→ **GIVEN PROBLEM**
Each line containing the word "screenshot" needs to be copied.

→ **RAW RECORDS**
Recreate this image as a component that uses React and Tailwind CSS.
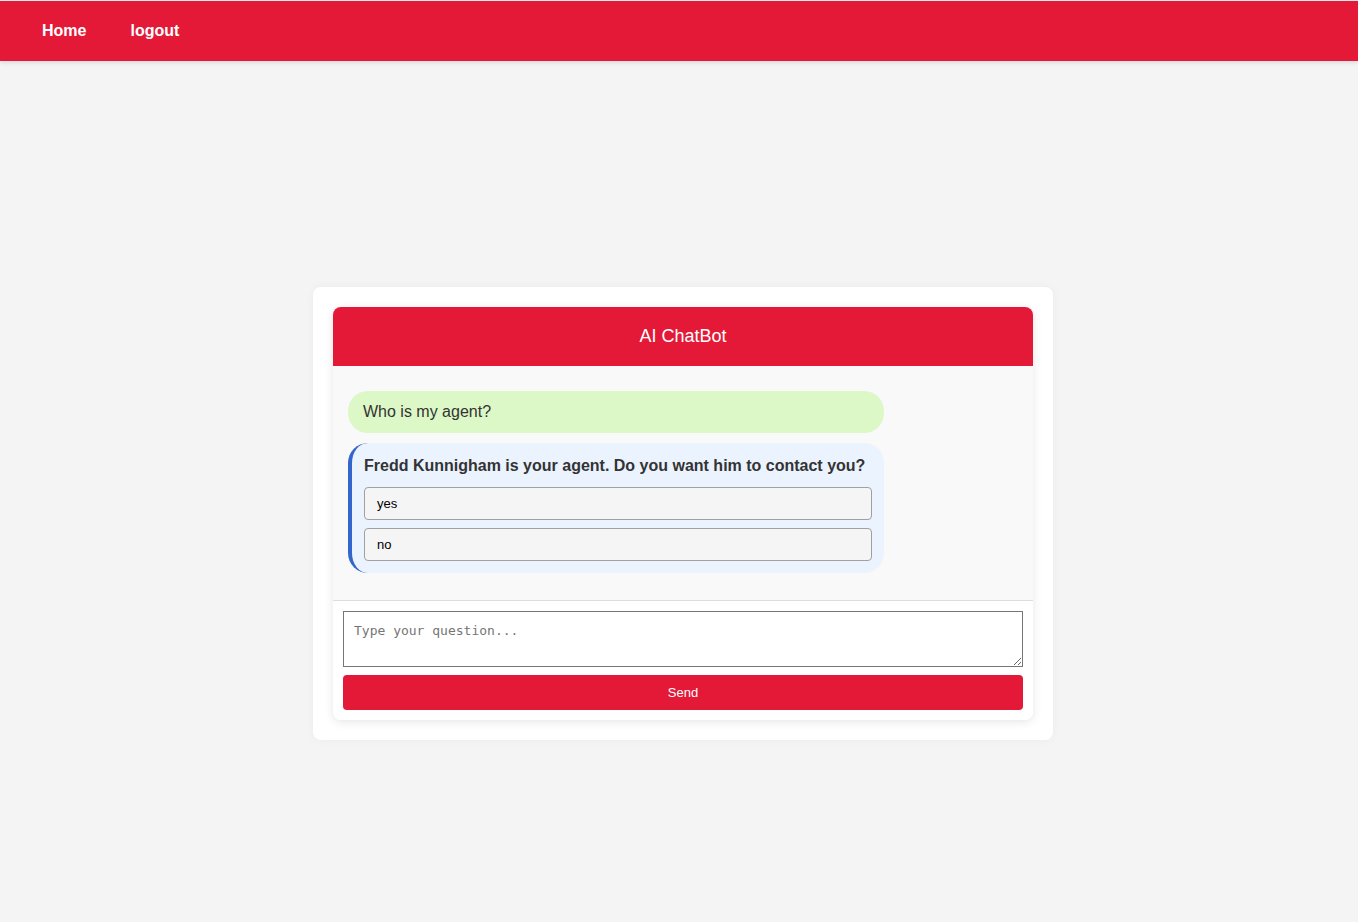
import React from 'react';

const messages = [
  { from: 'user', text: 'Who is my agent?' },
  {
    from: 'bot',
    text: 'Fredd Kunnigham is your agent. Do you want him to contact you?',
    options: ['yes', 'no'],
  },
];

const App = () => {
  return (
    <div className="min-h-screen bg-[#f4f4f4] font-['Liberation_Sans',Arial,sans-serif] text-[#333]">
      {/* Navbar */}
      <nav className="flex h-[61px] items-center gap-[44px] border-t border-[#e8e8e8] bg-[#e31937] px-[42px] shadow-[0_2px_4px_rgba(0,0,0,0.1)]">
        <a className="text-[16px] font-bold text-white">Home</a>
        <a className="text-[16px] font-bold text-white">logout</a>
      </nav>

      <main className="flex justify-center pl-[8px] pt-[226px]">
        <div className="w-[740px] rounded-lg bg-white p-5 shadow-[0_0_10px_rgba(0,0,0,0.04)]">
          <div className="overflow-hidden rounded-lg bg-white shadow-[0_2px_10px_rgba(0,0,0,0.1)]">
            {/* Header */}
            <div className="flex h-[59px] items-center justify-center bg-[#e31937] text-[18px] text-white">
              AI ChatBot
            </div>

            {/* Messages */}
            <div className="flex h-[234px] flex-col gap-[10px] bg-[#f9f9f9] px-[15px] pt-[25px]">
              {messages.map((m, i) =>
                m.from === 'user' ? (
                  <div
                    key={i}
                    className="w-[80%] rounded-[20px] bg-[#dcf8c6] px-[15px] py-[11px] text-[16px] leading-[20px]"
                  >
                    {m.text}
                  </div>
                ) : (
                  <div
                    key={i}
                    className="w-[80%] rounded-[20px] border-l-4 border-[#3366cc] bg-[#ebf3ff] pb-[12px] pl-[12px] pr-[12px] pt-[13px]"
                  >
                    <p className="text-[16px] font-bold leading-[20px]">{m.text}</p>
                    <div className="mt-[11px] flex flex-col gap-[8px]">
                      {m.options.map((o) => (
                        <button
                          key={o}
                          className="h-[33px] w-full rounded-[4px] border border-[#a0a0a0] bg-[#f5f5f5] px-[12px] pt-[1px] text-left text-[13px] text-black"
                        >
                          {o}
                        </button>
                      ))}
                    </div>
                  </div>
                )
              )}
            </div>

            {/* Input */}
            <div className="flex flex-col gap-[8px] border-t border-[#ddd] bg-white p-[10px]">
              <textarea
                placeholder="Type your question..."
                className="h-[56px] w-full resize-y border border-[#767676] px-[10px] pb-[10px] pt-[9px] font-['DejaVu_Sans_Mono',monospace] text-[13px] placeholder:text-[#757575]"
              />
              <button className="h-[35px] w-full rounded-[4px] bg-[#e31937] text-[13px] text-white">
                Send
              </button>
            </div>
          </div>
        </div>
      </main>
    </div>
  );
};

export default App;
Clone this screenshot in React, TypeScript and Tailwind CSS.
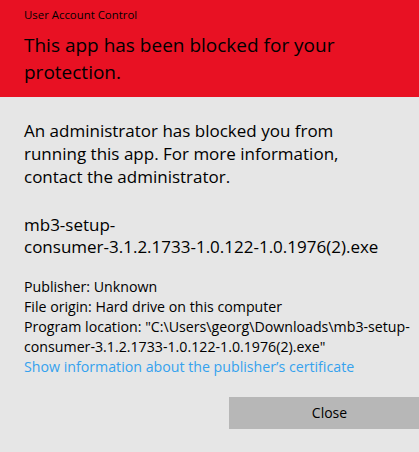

--

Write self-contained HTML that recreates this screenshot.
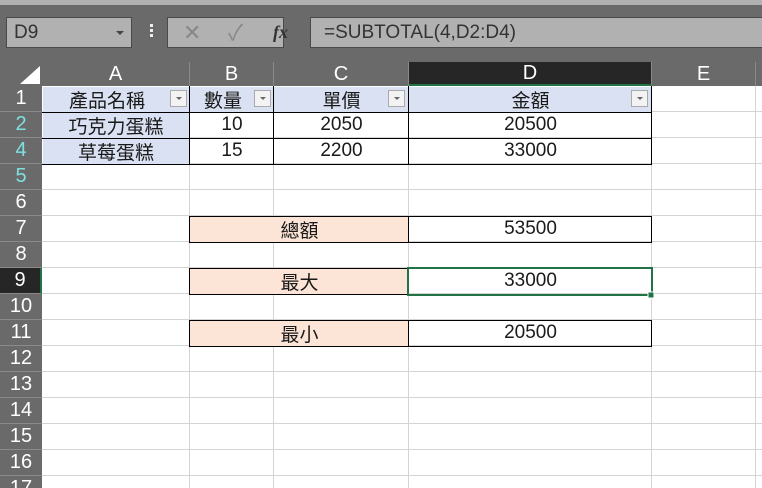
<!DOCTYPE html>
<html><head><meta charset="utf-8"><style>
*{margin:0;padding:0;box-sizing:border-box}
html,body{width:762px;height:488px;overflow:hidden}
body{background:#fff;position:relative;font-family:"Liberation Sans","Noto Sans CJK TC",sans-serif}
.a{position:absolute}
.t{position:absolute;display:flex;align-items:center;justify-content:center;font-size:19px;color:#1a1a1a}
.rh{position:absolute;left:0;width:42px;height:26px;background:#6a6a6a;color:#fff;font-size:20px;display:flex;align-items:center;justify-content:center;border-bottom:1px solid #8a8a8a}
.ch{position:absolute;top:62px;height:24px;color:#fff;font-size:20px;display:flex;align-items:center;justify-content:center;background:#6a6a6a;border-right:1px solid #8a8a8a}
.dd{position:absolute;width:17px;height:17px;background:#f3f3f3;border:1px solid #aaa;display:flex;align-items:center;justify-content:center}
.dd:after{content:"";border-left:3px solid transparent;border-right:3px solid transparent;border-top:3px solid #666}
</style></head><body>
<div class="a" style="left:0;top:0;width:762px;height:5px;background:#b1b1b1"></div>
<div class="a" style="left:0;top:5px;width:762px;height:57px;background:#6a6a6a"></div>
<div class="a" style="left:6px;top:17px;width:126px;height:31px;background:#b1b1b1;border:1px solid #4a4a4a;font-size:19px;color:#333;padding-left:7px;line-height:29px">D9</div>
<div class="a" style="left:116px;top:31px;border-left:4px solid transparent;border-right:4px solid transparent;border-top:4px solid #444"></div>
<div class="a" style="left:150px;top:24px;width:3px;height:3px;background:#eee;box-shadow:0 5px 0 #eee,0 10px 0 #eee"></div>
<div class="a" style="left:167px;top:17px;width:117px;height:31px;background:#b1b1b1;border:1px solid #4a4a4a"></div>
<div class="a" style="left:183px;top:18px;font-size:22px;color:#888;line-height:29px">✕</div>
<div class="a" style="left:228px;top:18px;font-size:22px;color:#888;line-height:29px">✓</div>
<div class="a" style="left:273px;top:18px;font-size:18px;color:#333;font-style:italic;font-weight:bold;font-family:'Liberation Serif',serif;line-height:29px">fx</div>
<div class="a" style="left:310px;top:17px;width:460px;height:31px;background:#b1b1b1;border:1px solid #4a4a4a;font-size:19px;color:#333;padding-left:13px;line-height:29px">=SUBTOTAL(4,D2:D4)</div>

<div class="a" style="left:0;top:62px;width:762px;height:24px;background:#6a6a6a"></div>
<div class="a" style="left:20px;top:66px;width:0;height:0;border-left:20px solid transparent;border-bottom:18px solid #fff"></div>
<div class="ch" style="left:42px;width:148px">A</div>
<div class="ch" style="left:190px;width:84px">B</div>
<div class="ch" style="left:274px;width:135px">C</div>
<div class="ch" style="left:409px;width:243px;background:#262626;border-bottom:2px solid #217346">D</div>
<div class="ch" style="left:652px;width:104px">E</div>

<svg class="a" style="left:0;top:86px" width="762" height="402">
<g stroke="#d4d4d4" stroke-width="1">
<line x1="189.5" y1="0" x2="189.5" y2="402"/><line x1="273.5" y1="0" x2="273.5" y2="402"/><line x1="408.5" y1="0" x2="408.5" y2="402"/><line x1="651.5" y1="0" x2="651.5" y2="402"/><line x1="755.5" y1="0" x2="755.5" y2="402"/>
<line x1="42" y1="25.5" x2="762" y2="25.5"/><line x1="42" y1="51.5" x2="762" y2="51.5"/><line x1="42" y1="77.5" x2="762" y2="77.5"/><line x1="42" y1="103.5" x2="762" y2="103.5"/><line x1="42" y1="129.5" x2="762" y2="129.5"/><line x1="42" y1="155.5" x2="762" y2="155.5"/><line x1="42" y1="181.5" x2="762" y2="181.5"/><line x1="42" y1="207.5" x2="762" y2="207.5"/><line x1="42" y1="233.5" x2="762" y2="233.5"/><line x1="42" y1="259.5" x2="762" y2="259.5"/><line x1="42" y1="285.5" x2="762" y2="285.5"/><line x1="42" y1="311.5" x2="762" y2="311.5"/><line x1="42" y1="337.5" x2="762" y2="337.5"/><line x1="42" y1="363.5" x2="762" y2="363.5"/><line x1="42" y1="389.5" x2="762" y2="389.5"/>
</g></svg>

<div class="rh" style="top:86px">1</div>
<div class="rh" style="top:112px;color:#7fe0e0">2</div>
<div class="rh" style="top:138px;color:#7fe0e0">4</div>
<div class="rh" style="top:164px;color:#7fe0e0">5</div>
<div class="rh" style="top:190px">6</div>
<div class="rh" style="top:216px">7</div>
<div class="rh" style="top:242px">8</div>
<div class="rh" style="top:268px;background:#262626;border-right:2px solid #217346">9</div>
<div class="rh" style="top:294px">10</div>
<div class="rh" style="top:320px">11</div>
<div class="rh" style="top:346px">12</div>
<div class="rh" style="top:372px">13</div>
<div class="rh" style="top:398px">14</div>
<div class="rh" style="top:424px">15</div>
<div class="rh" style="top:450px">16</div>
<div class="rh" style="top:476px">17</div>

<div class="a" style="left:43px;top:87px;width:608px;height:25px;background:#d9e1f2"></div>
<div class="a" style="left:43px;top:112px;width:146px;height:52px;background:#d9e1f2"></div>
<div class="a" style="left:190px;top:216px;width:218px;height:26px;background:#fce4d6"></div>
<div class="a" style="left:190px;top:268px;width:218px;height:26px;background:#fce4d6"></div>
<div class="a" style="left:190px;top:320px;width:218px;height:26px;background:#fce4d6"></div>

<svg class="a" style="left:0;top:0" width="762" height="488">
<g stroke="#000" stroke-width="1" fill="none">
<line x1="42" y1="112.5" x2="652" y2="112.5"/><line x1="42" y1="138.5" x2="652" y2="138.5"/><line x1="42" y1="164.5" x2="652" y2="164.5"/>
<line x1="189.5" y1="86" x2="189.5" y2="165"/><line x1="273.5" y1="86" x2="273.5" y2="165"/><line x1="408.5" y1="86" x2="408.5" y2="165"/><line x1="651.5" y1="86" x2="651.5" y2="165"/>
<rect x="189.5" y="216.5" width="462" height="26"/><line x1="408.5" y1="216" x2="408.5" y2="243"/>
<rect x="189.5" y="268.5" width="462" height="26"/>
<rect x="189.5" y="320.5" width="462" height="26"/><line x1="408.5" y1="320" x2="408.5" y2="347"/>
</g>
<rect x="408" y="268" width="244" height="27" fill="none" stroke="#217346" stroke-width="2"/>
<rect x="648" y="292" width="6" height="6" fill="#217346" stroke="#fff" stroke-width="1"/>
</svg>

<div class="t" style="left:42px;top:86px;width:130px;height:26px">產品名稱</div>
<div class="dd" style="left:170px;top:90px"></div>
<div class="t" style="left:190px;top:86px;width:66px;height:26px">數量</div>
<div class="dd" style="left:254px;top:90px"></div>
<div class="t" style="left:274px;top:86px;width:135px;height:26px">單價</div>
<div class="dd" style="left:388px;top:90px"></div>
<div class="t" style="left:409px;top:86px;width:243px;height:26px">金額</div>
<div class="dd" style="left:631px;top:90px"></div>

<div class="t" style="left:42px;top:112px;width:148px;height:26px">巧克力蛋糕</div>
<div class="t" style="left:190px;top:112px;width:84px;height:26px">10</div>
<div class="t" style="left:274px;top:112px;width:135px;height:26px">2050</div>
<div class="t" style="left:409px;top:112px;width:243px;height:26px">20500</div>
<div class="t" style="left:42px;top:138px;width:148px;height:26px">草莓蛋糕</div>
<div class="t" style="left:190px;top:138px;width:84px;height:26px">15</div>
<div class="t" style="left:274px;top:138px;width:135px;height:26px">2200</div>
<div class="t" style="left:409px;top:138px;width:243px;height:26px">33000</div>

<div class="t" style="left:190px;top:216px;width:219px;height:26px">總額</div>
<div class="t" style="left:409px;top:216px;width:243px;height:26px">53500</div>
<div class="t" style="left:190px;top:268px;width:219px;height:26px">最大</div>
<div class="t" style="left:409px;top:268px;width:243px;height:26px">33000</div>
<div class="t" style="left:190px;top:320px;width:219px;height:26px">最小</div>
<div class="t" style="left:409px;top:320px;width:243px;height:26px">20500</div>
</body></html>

---

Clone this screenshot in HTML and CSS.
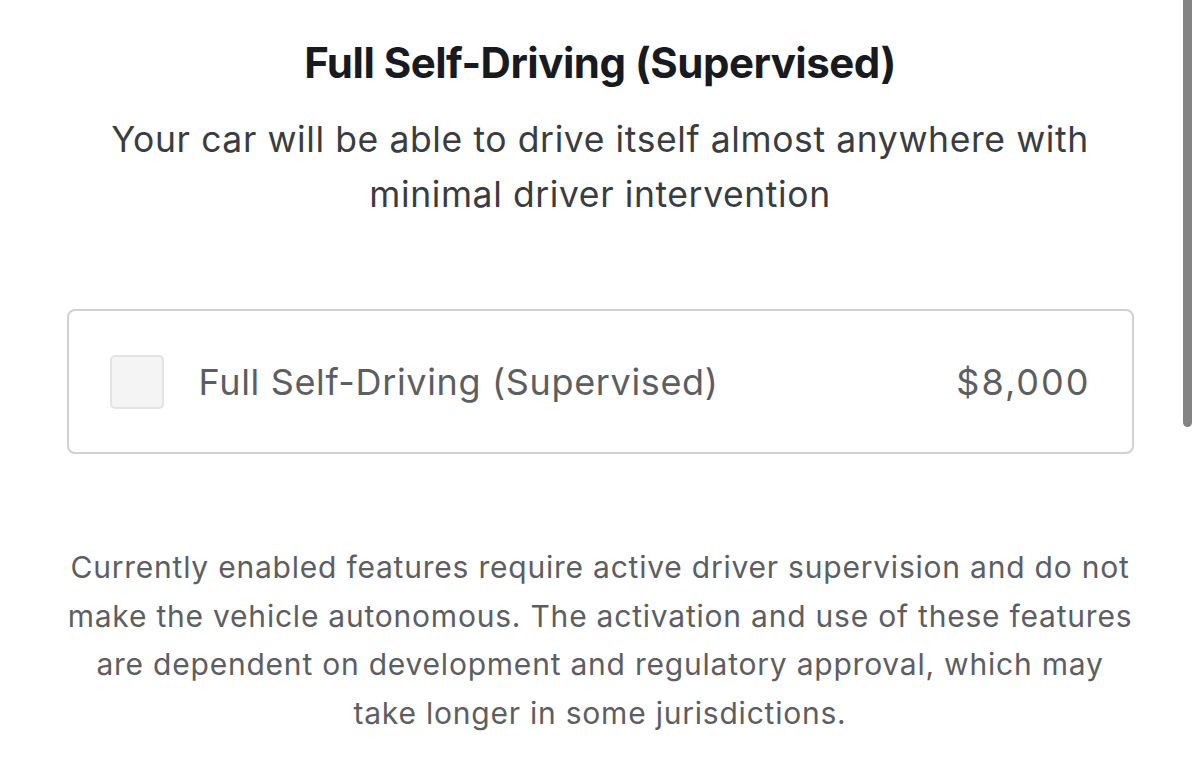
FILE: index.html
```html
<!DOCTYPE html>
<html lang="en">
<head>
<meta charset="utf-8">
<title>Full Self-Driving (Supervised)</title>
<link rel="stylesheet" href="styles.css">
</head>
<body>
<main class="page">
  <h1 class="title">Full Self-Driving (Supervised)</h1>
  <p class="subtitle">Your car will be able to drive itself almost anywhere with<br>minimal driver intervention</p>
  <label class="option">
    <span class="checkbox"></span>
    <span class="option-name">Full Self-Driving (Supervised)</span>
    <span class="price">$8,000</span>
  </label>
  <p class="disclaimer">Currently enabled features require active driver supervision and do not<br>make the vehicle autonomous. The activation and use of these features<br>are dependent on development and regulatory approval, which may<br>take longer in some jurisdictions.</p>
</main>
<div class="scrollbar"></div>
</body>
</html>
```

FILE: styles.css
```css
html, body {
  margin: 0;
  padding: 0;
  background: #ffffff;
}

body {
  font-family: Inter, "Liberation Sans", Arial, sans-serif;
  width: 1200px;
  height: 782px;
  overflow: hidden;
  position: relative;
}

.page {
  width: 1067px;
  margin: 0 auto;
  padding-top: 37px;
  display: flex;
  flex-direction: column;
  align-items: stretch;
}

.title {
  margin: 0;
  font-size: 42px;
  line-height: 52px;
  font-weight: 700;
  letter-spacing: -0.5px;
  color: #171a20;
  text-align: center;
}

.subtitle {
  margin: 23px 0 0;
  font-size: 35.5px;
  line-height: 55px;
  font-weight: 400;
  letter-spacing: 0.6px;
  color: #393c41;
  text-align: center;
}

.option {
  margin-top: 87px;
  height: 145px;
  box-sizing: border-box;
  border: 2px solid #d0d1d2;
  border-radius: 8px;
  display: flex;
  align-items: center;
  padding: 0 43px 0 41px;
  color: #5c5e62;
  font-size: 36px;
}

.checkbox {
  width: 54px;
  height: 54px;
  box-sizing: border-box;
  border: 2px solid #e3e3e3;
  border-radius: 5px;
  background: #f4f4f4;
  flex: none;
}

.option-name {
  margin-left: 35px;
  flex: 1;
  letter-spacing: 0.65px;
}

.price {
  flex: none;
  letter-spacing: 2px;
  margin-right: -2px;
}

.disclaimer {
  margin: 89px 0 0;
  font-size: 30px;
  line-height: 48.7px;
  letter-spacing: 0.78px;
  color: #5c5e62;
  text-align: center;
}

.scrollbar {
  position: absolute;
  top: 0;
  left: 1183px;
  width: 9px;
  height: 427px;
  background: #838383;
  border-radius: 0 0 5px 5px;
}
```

→ **ANSWER FOR THE TASK**
Clone this screenshot in React, TypeScript and Tailwind CSS.
Write self-contained HTML that recreates this screenshot.
Clone this screenshot in HTML and CSS.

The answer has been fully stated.